[Record excerpts]

===

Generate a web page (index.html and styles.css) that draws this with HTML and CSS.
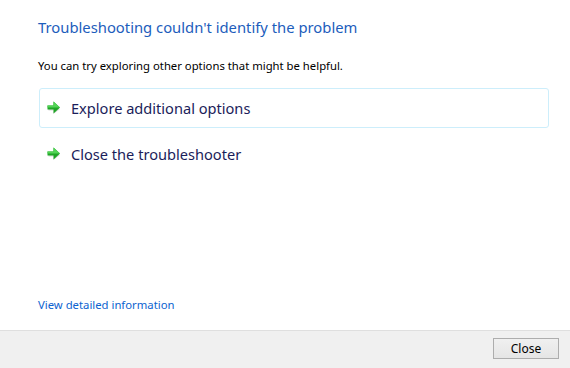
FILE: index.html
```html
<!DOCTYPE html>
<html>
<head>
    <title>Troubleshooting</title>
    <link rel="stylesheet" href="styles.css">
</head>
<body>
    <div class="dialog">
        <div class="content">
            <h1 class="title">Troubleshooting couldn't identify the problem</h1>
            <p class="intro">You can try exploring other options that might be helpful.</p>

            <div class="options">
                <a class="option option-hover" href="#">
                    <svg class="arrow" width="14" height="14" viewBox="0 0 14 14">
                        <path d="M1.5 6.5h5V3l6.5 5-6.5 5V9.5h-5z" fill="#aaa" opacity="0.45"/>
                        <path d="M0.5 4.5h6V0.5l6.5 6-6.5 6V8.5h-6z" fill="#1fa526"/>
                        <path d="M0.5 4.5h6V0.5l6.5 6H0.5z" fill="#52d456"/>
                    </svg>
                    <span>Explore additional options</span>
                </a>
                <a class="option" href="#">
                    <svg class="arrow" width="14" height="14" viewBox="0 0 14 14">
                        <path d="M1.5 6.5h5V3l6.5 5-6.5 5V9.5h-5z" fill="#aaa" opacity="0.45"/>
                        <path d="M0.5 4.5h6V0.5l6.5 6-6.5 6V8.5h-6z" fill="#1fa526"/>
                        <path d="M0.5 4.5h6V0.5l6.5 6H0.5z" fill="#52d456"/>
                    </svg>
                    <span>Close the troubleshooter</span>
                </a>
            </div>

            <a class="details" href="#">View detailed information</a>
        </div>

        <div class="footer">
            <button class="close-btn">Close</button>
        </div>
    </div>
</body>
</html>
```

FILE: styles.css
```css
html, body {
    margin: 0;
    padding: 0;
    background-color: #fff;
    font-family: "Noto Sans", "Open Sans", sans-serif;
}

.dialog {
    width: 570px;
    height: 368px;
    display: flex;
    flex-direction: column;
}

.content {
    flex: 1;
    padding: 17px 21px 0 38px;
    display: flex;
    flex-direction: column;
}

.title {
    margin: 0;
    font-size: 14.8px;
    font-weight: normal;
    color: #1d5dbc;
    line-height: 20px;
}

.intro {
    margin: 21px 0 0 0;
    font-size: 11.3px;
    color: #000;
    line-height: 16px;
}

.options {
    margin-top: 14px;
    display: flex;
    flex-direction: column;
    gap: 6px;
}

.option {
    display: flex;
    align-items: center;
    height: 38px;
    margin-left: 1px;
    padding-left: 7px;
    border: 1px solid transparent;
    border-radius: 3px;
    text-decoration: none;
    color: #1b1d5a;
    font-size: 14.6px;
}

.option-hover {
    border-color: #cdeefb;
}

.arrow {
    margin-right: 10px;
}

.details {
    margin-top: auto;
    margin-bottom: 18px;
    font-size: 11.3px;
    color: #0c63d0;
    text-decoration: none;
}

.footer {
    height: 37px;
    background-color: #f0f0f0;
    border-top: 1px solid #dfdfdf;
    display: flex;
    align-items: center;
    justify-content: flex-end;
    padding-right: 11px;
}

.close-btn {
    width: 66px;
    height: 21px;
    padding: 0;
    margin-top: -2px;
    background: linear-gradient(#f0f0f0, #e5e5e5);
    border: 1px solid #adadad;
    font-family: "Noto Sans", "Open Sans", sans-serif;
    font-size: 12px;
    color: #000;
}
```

===

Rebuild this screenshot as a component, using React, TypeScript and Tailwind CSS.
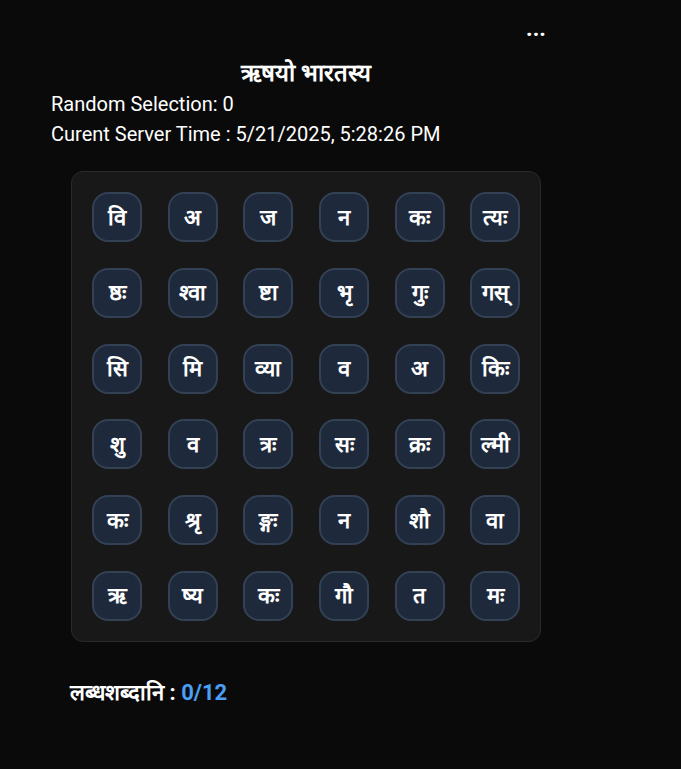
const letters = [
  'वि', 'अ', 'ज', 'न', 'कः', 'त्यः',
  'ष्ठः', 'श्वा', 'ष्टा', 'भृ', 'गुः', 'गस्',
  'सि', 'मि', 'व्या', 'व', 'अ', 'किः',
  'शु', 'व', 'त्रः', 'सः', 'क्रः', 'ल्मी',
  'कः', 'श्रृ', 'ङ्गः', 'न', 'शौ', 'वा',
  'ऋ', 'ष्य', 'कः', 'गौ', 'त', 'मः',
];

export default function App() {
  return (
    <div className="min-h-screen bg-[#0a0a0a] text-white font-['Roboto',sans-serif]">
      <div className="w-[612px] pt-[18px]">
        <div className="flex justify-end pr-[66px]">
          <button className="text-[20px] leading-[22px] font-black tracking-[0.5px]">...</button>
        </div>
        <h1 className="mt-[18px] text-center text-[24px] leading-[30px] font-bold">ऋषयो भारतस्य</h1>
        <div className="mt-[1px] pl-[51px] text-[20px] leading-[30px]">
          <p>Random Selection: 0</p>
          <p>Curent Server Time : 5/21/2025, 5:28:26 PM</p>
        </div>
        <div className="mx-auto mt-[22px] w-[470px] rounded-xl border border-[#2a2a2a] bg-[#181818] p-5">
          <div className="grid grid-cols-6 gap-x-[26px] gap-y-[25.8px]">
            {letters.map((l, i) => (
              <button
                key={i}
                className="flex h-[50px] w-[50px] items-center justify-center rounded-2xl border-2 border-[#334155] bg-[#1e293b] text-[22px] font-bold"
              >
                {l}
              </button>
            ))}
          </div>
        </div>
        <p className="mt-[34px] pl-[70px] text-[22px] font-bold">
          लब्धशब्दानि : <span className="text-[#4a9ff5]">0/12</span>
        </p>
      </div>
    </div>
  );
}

===

[What you will do] Select all lines in the listing that include the word "styles".

[The solution]
Generate a web page (index.html and styles.css) that draws this with HTML and CSS.
    <link rel="stylesheet" href="styles.css">
FILE: styles.css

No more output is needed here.